- Genre: Teen Romantic drama
- Based on: University Series - The Rain in España by Gwy Saludes
- Directed by: Theodore Boborol
- Starring: Heaven Peralejo; Marco Gallo;
- Theme music composer: Martin Riggs
- Opening theme: Hanggang Sa Buwan
- Composer: Kean Cipriano
- Country of origin: Philippines
- Original language: Filipino
- No. of episodes: 10 (list of episodes)

Production
- Camera setup: Single-camera
- Running time: 45–50 min
- Production company: Studio Viva

Original release
- Network: Viva One
- Release: May 1 – July 3, 2023

Related
- Safe Skies, Archer Chasing in the Wild Avenues of the Diamond

= The Rain In España =

Philippine teen drama series

The Rain In España is a Philippine teen romantic drama television series directed by Theodore Boborol that premiered on May 1, 2023, on Viva One.
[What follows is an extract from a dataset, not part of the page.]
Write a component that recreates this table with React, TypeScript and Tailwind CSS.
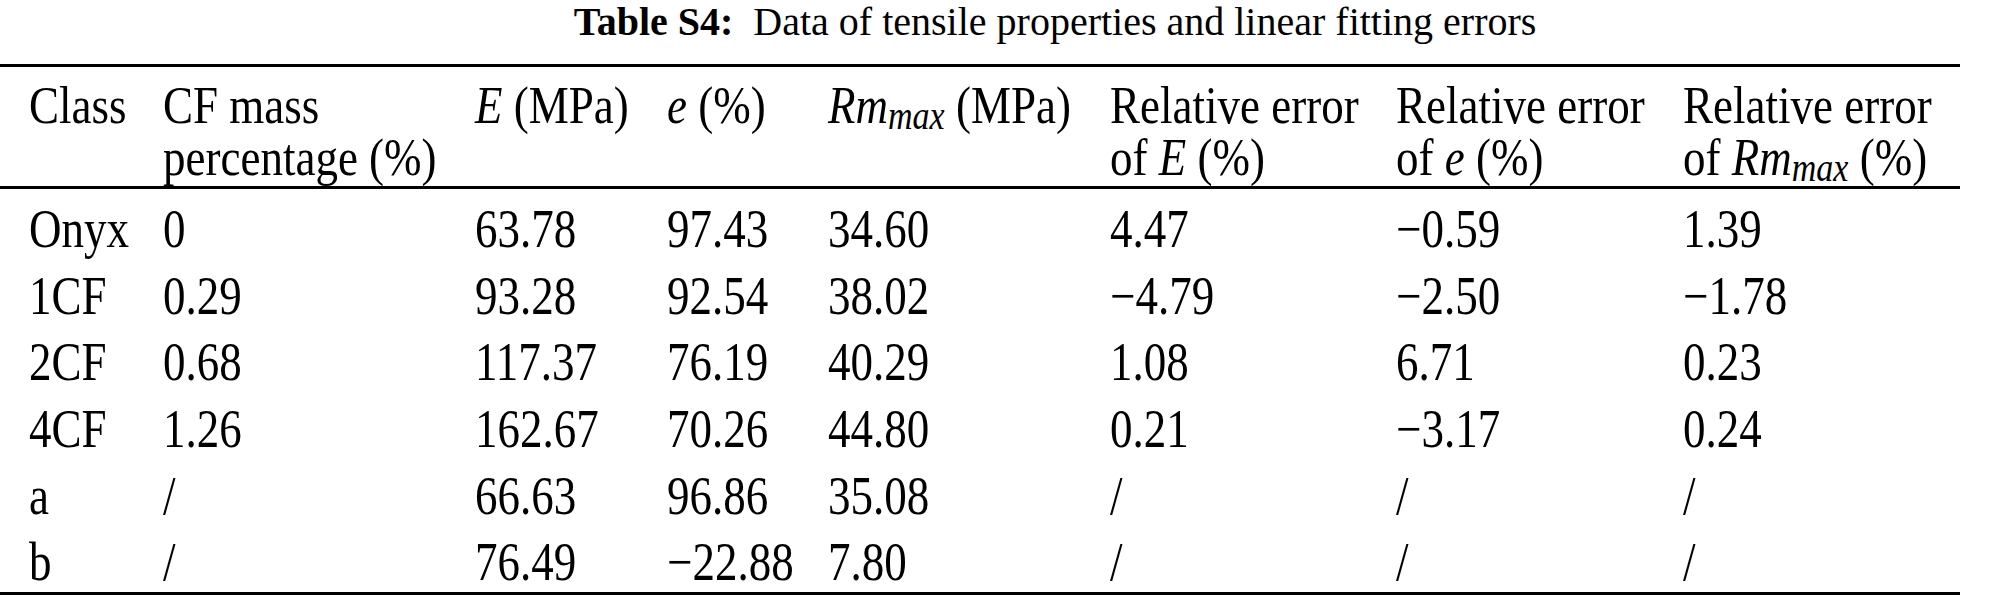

Produced by Studio Viva, an adaptation of the Wattpad novel University Series - The Rain in España by Gwy Saludes. The series stars Heaven Peralejo and Marco Gallo.

== Cast and characters ==
=== Main cast ===
- Heaven Peralejo as Louisse Natasha "Luna" Valeria
- Marco Gallo as Kalix Jace Martinez

=== Supporting cast ===
- Gab Lagman as Sebastian Vincent "Sevi" Camero
- Bea Binene as Avianna Rye "Via" Diaz
- Aubrey Caraan as Samantha Maureen "Sam" Vera
- Nicole Omillo as Kierra Zylene Ynares
- Krissha Viaje as Ashianna Kim "Yanna" Fernandez
- Frost Sandoval as Leo
- Gabby Padilla as Amethyst Alvarez
- Andre Yllana as Adonis
- Francis Magundayao as Miguel Villaflor
- Ruben Maria Soriquez as Jake

==Production==
The series was developed by Studio Viva for Viva One. It is based on Gwy Saludes first book in the Wattpad novel "University Series" titled "The Rain in España" consisting of ten episodes. The announcement event for the series was held on November 3, 2022. The principal photography of the series commenced in November 2022. The series marks the second collaboration between Marco Gallo and Heaven Peralejo after Pinoy Big Brother: Lucky 7 (2016). The launch event for the series was held on April 19, 2023. Heaven Peralejo and Marco Gallo along with Gab Lagman, Bea Binene, Aubrey Caraan, Nicole Omillo, Krissha Viaje, Frost Sandoval, Gabby Padilla, Andre Yllana, and Francis Magundayao was cast to appear in the series. The trailer of the series was released on April 1, 2023.

== Episodes ==

| No. | Title | Original release date |
|---|---|---|
| 1 | "The Architect and the Lawyer" | 1 May 2023 |
| 2 | "Gusto Na Kita" | 8 May 2023 |
| 3 | "A Special Place" | 15 May 2023 |
| 4 | "Best Trip Ever" | 22 May 2023 |
| 5 | "I Love NY" | 29 May 2023 |
| 6 | "Take Yourself to the Moon" | 5 June 2023 |
| 7 | "Restart" | 12 June 2023 |
| 8 | "Luna" | 19 June 2023 |
| 9 | "The Other Side of the Coin" | 26 June 2023 |
| 10 | "It’s Always Been You" | 3 July 2023 |

==Soundtrack==

The Rain In España soundtrack is composed by Kean Cipriano for O&C Records. The first song "Hanggang Sa Buwan" is the theme song of Luna and Kalix sung by Kenaniah.

Tracklisting
| No. | Title | Length |
|---|---|---|
| 1. | "Hanggang Sa Buwan" (Male) | 4:13 |

== Spin-off series ==
A spin-off series title Safe Skies, Archer starring Jerome Ponce and Krissha Viaje was released on November 20, 2023 on Viva One.